Cosmology and Dark Energy
At the largest scales in the universe, negative tension (or equivalently, negative pressure) plays a central role in explaining why the expansion of the cosmos is accelerating. In general relativity, gravity depends not just on energy density but also on pressure. The relevant quantity is energy density plus three times the pressure. If the pressure is sufficiently negative (specifically, if the ratio of pressure to energy density is less than negative one-third), the substance acts as a gravitational repulsion rather than attraction.
The cosmological constant, the simplest model for dark energy, has pressure exactly equal and opposite to its energy density, giving it a ratio of negative one. This means dark energy’s effective gravitational mass is negative: instead of pulling matter together, it pushes the universe apart. This is not a sign convention choice. It’s a physical prediction that matches observations of distant supernovae and the large-scale structure of the cosmos.
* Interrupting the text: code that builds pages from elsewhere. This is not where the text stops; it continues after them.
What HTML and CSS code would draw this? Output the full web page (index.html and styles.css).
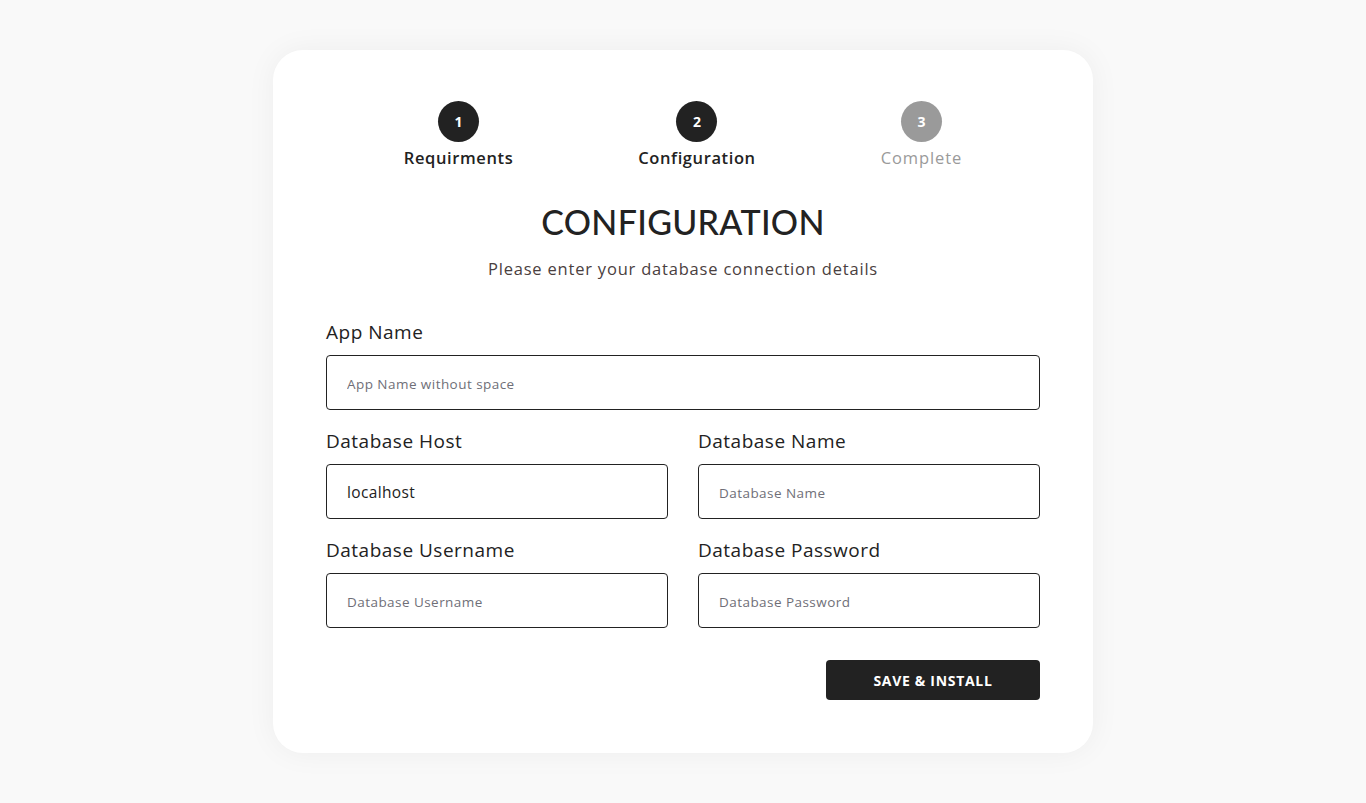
FILE: index.html
```html
<!DOCTYPE html>
<html lang="en">
<head>
<meta charset="utf-8">
<title>Installer - Configuration</title>
<link rel="stylesheet" href="styles.css">
</head>
<body>
<main class="card">
  <div class="steps">
    <div class="step done">
      <span class="circle">1</span>
      <span class="step-label">Requirments</span>
    </div>
    <div class="step active">
      <span class="circle">2</span>
      <span class="step-label">Configuration</span>
    </div>
    <div class="step pending">
      <span class="circle">3</span>
      <span class="step-label">Complete</span>
    </div>
  </div>

  <h1 class="title">CONFIGURATION</h1>
  <p class="subtitle">Please enter your database connection details</p>

  <form class="form">
    <div class="field">
      <label class="label" for="app">App Name</label>
      <input class="input" id="app" type="text" placeholder="App Name without space">
    </div>
    <div class="row">
      <div class="field">
        <label class="label" for="host">Database Host</label>
        <input class="input" id="host" type="text" value="localhost">
      </div>
      <div class="field">
        <label class="label" for="dbname">Database Name</label>
        <input class="input" id="dbname" type="text" placeholder="Database Name">
      </div>
    </div>
    <div class="row">
      <div class="field">
        <label class="label" for="user">Database Username</label>
        <input class="input" id="user" type="text" placeholder="Database Username">
      </div>
      <div class="field">
        <label class="label" for="pass">Database Password</label>
        <input class="input" id="pass" type="password" placeholder="Database Password">
      </div>
    </div>
    <div class="actions">
      <button class="btn" type="button">SAVE &amp; INSTALL</button>
    </div>
  </form>
</main>
</body>
</html>
```

FILE: styles.css
```css
* { box-sizing: border-box; }

html, body { margin: 0; padding: 0; }

body {
  background: #f9f9f9;
  font-family: "Open Sans", "Noto Sans", sans-serif;
  color: #222;
  padding: 50px 0;
}

.card {
  width: 820px;
  margin: 0 auto;
  background: #fff;
  border-radius: 30px;
  box-shadow: 0 0 30px rgba(0, 0, 0, 0.05);
  padding: 51px 53px 53px;
}

.steps {
  display: flex;
  justify-content: center;
  gap: 125px;
}

.step {
  display: flex;
  flex-direction: column;
  align-items: center;
}

.circle {
  width: 41px;
  height: 41px;
  border-radius: 50%;
  background: #222;
  color: #fff;
  font-weight: 700;
  font-size: 14px;
  display: flex;
  align-items: center;
  justify-content: center;
}

.step-label {
  margin-top: 6px;
  font-size: 16.5px;
  line-height: 20px;
  font-weight: 600;
  letter-spacing: 0.6px;
  color: #222;
}

.step.pending .circle { background: #9a9a9a; }
.step.pending .step-label { color: #9a9a9a; font-weight: 400; letter-spacing: 0.9px; }

.title {
  margin: 33px 0 0;
  text-align: center;
  font-family: "Lato", sans-serif;
  font-size: 34px;
  line-height: 41px;
  font-weight: 500;
  letter-spacing: 0.3px;
  color: #222;
}

.subtitle {
  margin: 16px 0 0;
  text-align: center;
  font-size: 16.5px;
  line-height: 22px;
  letter-spacing: 0.8px;
  color: #4a4040;
}

.form {
  margin-top: 39px;
  display: flex;
  flex-direction: column;
  gap: 18px;
}

.row {
  display: grid;
  grid-template-columns: 1fr 1fr;
  gap: 30px;
}

.field {
  display: flex;
  flex-direction: column;
}

.label {
  font-size: 19px;
  line-height: 26px;
  letter-spacing: 0.5px;
  color: #222;
  margin-bottom: 10px;
}

.input {
  height: 55px;
  border: 1px solid #222;
  border-radius: 4px;
  padding: 0 20px;
  font-family: inherit;
  font-size: 15.5px;
  letter-spacing: 0.35px;
  color: #222;
  background: #fff;
  outline: none;
}

.input::placeholder {
  font-size: 13.5px;
  letter-spacing: 0.45px;
  color: #6f6f78;
}

.actions {
  margin-top: 14px;
  display: flex;
  justify-content: flex-end;
}

.btn {
  width: 214px;
  height: 40px;
  border: none;
  border-radius: 4px;
  background: #222;
  color: #fff;
  font-family: inherit;
  font-weight: 700;
  font-size: 14px;
  letter-spacing: 0.7px;
  cursor: pointer;
}
```
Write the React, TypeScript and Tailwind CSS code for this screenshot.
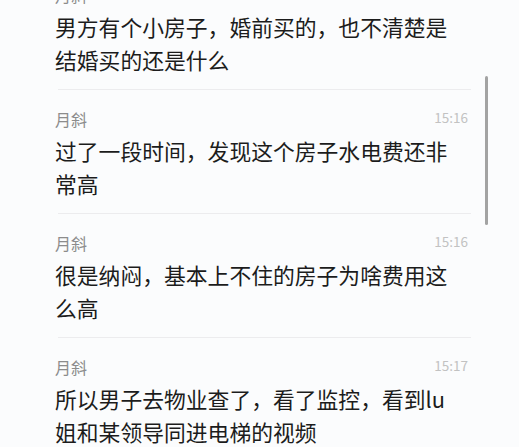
import React from "react";

type Msg = { name: string; time?: string; lines: string[] };

const msgs: Msg[] = [
  { name: "月斜", time: "", lines: ["男方有个小房子，婚前买的，也不清楚是", "结婚买的还是什么"] },
  { name: "月斜", time: "15:16", lines: ["过了一段时间，发现这个房子水电费还非", "常高"] },
  { name: "月斜", time: "15:16", lines: ["很是纳闷，基本上不住的房子为啥费用这", "么高"] },
  { name: "月斜", time: "15:17", lines: ["所以男子去物业查了，看了监控，看到lu", "姐和某领导同进电梯的视频"] },
];

export default function App() {
  return (
    <div
      className="relative w-[519px] h-[447px] overflow-hidden bg-[#fbfcfd]"
      style={{ fontFamily: '"Noto Sans CJK SC", "Noto Sans", sans-serif' }}
    >
      <div className="mt-[-34px] pl-[55px] pr-[48px]">
        {msgs.map((m, i) => (
          <div key={i} className="flex flex-col">
            <div className="pt-[19px] h-[39px] flex items-start justify-between">
              <span className="text-[16px] leading-[20px] text-[#8c8c8c]">{m.name}</span>
              <span className="text-[13.5px] leading-[16px] text-[#c2c2c2] mr-[3px]">{m.time}</span>
            </div>
            <div className="mt-[5px] text-[21.8px] leading-[33px] text-[#1c1c1c] whitespace-nowrap">
              {m.lines.map((l, j) => (
                <div key={j}>{l}</div>
              ))}
            </div>
            <div className="h-[13px]" />
            <div className="ml-[3px] h-px bg-[#ececee]" />
          </div>
        ))}
      </div>
      <div className="absolute left-[485px] top-[76px] w-[3px] h-[149px] rounded-full bg-[#a3a3a3]" />
    </div>
  );
}
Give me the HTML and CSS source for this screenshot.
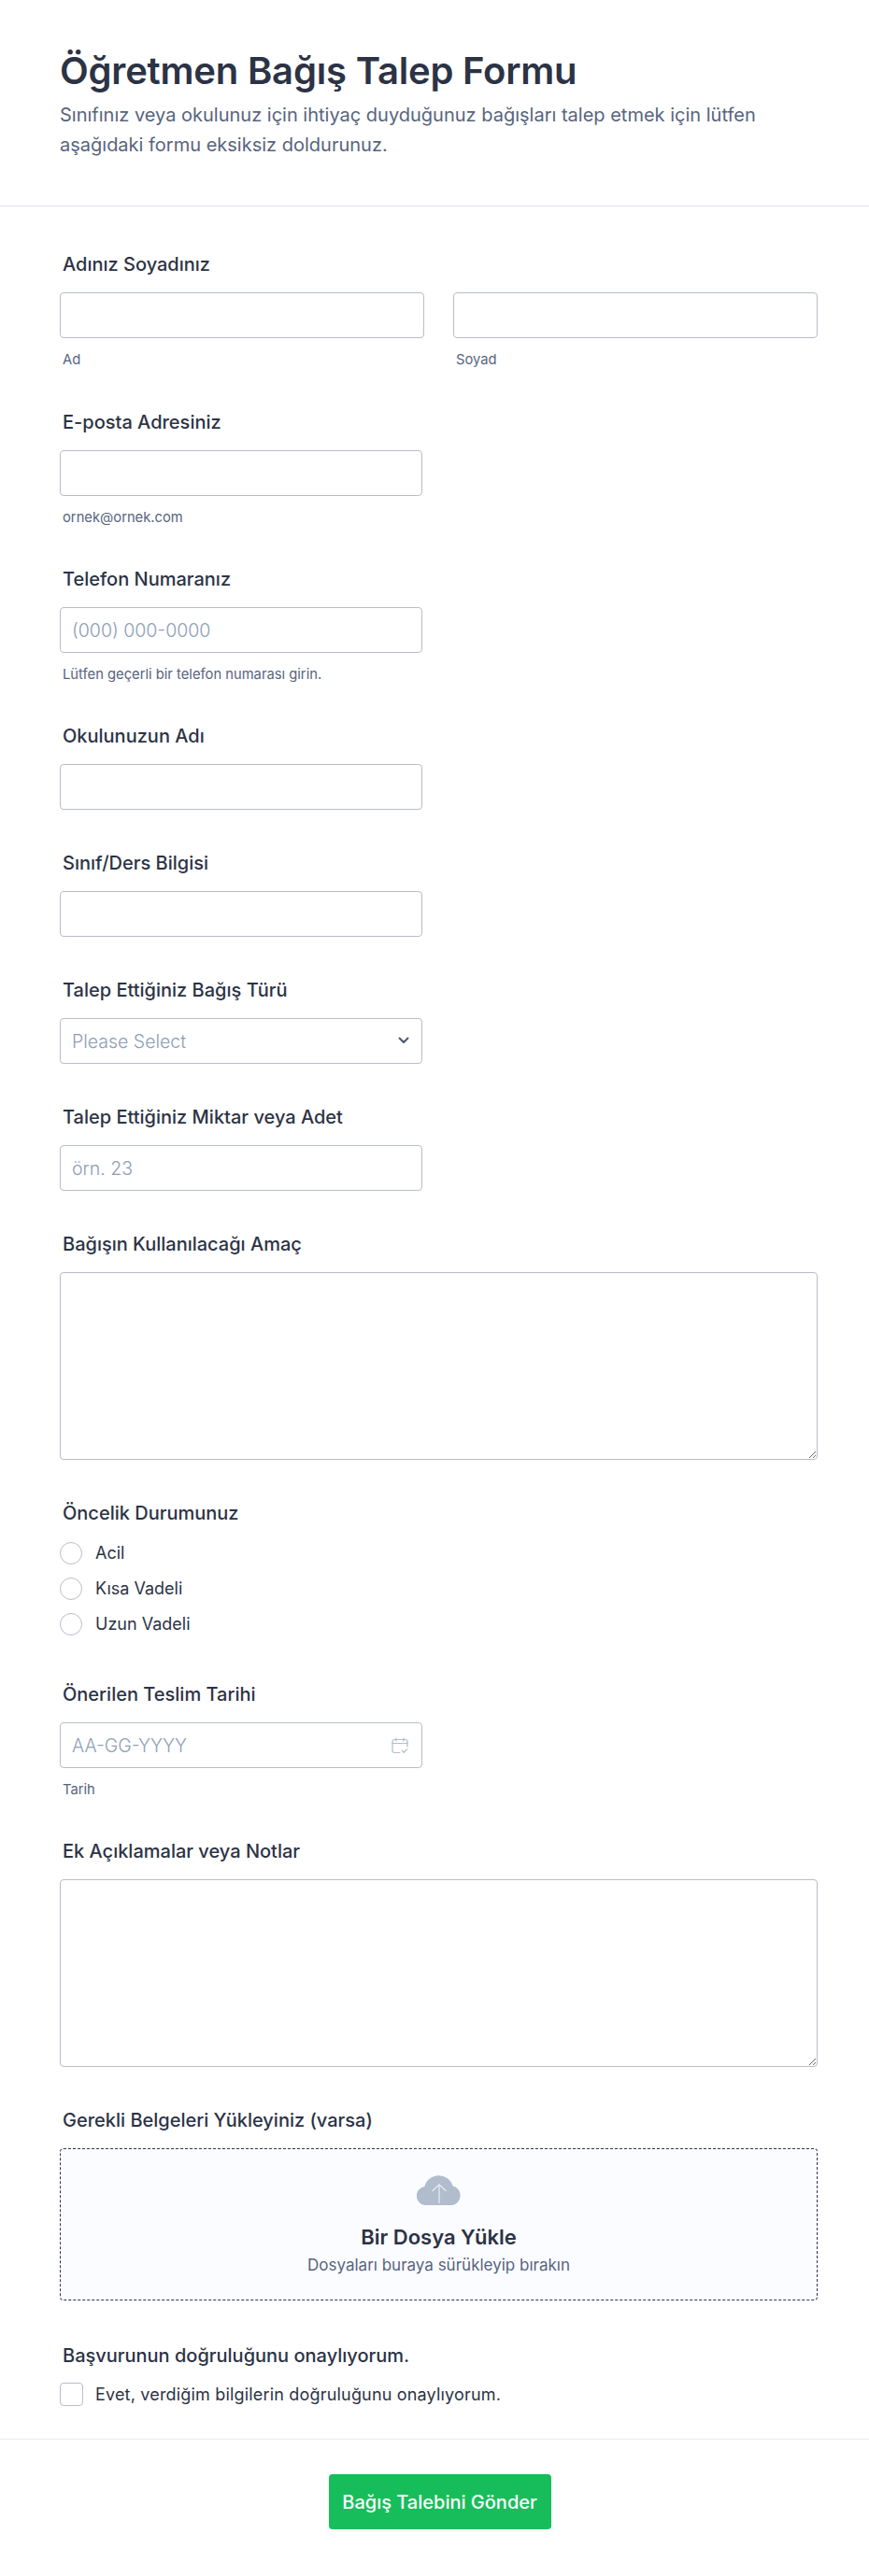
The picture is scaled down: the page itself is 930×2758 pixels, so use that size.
FILE: index.html
```html
<!DOCTYPE html>
<html lang="tr">
<head>
    <meta charset="UTF-8">
    <meta name="viewport" content="width=device-width, initial-scale=1.0">
    <title>Öğretmen Bağış Talep Formu</title>
    <link rel="stylesheet" href="styles.css">
</head>
<body>

<form class="form">
    <header class="form-header">
        <h1>Öğretmen Bağış Talep Formu</h1>
        <p>Sınıfınız veya okulunuz için ihtiyaç duyduğunuz bağışları talep etmek için lütfen aşağıdaki formu eksiksiz doldurunuz.</p>
    </header>

    <div class="form-body">
        <div class="field field-name">
            <label class="field-label">Adınız Soyadınız</label>
            <div class="name-row">
                <div>
                    <input class="input input-full" type="text">
                    <div class="sublabel">Ad</div>
                </div>
                <div>
                    <input class="input input-full" type="text">
                    <div class="sublabel">Soyad</div>
                </div>
            </div>
        </div>

        <div class="field">
            <label class="field-label">E-posta Adresiniz</label>
            <input class="input" type="email">
            <div class="sublabel">ornek@ornek.com</div>
        </div>

        <div class="field">
            <label class="field-label">Telefon Numaranız</label>
            <input class="input" type="tel" placeholder="(000) 000-0000">
            <div class="sublabel">Lütfen geçerli bir telefon numarası girin.</div>
        </div>

        <div class="field">
            <label class="field-label">Okulunuzun Adı</label>
            <input class="input" type="text">
        </div>

        <div class="field">
            <label class="field-label">Sınıf/Ders Bilgisi</label>
            <input class="input" type="text">
        </div>

        <div class="field">
            <label class="field-label">Talep Ettiğiniz Bağış Türü</label>
            <div class="input-wrap">
                <select class="input select">
                    <option>Please Select</option>
                </select>
                <svg class="input-icon chevron" width="12" height="8" viewBox="0 0 12 8" fill="none">
                    <path d="M1.5 1.5 6 6l4.5-4.5" stroke="#4c5672" stroke-width="2" stroke-linecap="round" stroke-linejoin="round"/>
                </svg>
            </div>
        </div>

        <div class="field">
            <label class="field-label">Talep Ettiğiniz Miktar veya Adet</label>
            <input class="input" type="text" placeholder="örn. 23">
        </div>

        <div class="field">
            <label class="field-label">Bağışın Kullanılacağı Amaç</label>
            <textarea class="input textarea"></textarea>
        </div>

        <div class="field field-options">
            <label class="field-label label-options">Öncelik Durumunuz</label>
            <div class="options">
                <label class="option"><span class="radio"></span>Acil</label>
                <label class="option"><span class="radio"></span>Kısa Vadeli</label>
                <label class="option"><span class="radio"></span>Uzun Vadeli</label>
            </div>
        </div>

        <div class="field">
            <label class="field-label">Önerilen Teslim Tarihi</label>
            <div class="input-wrap">
                <input class="input input-full" type="text" placeholder="AA-GG-YYYY">
                <svg class="input-icon calendar" width="18" height="18" viewBox="0 0 18 18" fill="none" stroke="#b1bccd" stroke-width="1.2" stroke-linecap="round" stroke-linejoin="round">
                    <path d="M9 16.5H3a2 2 0 0 1-2-2V4.5a2 2 0 0 1 2-2h12a2 2 0 0 1 2 2V10"/>
                    <path d="M1 6.5h16M5 1v3M13 1v3"/>
                    <path d="m11.5 14.5 1.8 1.8 3.4-3.6"/>
                </svg>
            </div>
            <div class="sublabel">Tarih</div>
        </div>

        <div class="field">
            <label class="field-label">Ek Açıklamalar veya Notlar</label>
            <textarea class="input textarea"></textarea>
        </div>

        <div class="field field-upload">
            <label class="field-label">Gerekli Belgeleri Yükleyiniz (varsa)</label>
            <div class="upload">
                <svg width="48" height="33" viewBox="0 0 48 33">
                    <path d="M10 33A10 10 0 0 1 8.4 13.1 15.6 15.6 0 0 1 38.6 12.6 10.4 10.4 0 0 1 38 33Z" fill="#b1bccd"/>
                    <path d="M24 31V11M16.5 18 24 11l7.5 7" fill="none" stroke="#e4e9f1" stroke-width="1.3"/>
                </svg>
                <div class="upload-title">Bir Dosya Yükle</div>
                <div class="upload-text">Dosyaları buraya sürükleyip bırakın</div>
            </div>
        </div>

        <div class="field field-last">
            <label class="field-label label-check">Başvurunun doğruluğunu onaylıyorum.</label>
            <label class="option option-check"><span class="checkbox"></span>Evet, verdiğim bilgilerin doğruluğunu onaylıyorum.</label>
        </div>
    </div>

    <footer class="form-footer">
        <button class="submit" type="button">Bağış Talebini Gönder</button>
    </footer>
</form>

</body>
</html>
```

FILE: styles.css
```css
* { box-sizing: border-box; }
body {
    margin: 0;
    background: #fff;
    color: #2c3345;
    font-family: Inter, "Liberation Sans", sans-serif;
}
.form-header {
    height: 221px;
    padding: 50px 55px 0 64px;
    border-bottom: 1px solid #dfe3ec;
}
.form-header h1 {
    margin: 0;
    font-size: 40px;
    line-height: 52px;
    font-weight: 600;
    letter-spacing: -0.2px;
    color: #2c3345;
}
.form-header p {
    margin: 5px 0 0;
    font-size: 20px;
    line-height: 32px;
    color: #57647e;
}
.form-body { padding: 50px 55px 0 64px; }
.field { margin-bottom: 45px; }
.field-name { margin-bottom: 46px; }
.field-options { margin-bottom: 51px; }
.field-upload { margin-bottom: 47px; }
.field-last { margin-bottom: 0; }
.field-label {
    display: block;
    margin: 0 0 18px 3px;
    font-size: 20px;
    line-height: 25px;
    font-weight: 500;
    color: #2c3345;
}
.field-label { margin-bottom: 17px; }
.label-options { margin-bottom: 18px; }
.label-check { margin-bottom: 16px; }
.name-row {
    display: grid;
    grid-template-columns: 390px 390px;
    gap: 31px;
}
.input {
    display: block;
    width: 388px;
    height: 49px;
    padding: 0 12px;
    background: #fff;
    border: 1px solid #b8bdc9;
    border-radius: 4px;
    font-family: inherit;
    font-size: 19.5px;
    font-weight: 300;
    color: #2c3345;
}
.input-full { width: 100%; }
.input::placeholder { color: #8d9db5; opacity: 1; }
.input-wrap { position: relative; width: 388px; }
.input-icon { position: absolute; }
.chevron { right: 14px; top: 20px; }
.calendar { right: 15px; top: 16px; }
.select {
    appearance: none;
    width: 100%;
    color: #8d9db5;
}
.textarea {
    width: 100%;
    height: 201px;
    padding: 10px 12px;
}
.sublabel {
    margin: 14px 0 0 3px;
    font-size: 14.75px;
    line-height: 18px;
    color: #57647e;
}
.options {
    display: flex;
    flex-direction: column;
    gap: 14px;
}
.option {
    display: flex;
    align-items: center;
    gap: 14px;
    font-size: 18px;
    line-height: 24px;
    color: #2c3345;
}
.option-check {
    gap: 13px;
    letter-spacing: 0.18px;
}
.radio {
    width: 24px;
    height: 24px;
    border: 1px solid #b8bdc9;
    border-radius: 50%;
}
.checkbox {
    width: 25px;
    height: 25px;
    border: 1px solid #b8bdc9;
    border-radius: 4px;
}
.upload {
    display: flex;
    flex-direction: column;
    align-items: center;
    height: 163px;
    padding-top: 27px;
    background: #fbfcff;
    border: 1px dashed #2f3650;
    border-radius: 4px;
}
.upload-title {
    margin-top: 20px;
    font-size: 22px;
    line-height: 28px;
    font-weight: 600;
    color: #2c3345;
}
.upload-text {
    margin-top: 5px;
    font-size: 17px;
    line-height: 22px;
    color: #57647e;
}
.form-footer {
    display: flex;
    justify-content: center;
    margin-top: 35px;
    padding: 37px 0 50px 11px;
    border-top: 1px solid #eaebf2;
}
.submit {
    width: 238px;
    height: 59px;
    background: #18bd5b;
    border: none;
    border-radius: 4px;
    font-family: inherit;
    font-size: 20px;
    font-weight: 500;
    color: #fff;
    cursor: pointer;
}
```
When Negative Tension Is Real vs. a Sign Choice
The key distinction is whether the negative sign reflects something physically happening or just your choice of coordinate system. In a rope problem where you get a negative answer, the rope simply goes slack. Nothing exotic is occurring. But water under tension inside a tree, a compressed cell membrane, or the negative pressure of dark energy are all physically real phenomena with measurable consequences.
If you’re working through a textbook problem and wondering whether your negative answer makes sense, ask what the object can physically do. Ropes and strings can’t push, so negative tension there means you need to rethink your setup. Rods, beams, liquids, membranes, and the fabric of spacetime can all sustain forces in both directions, so a negative value carries genuine physical meaning.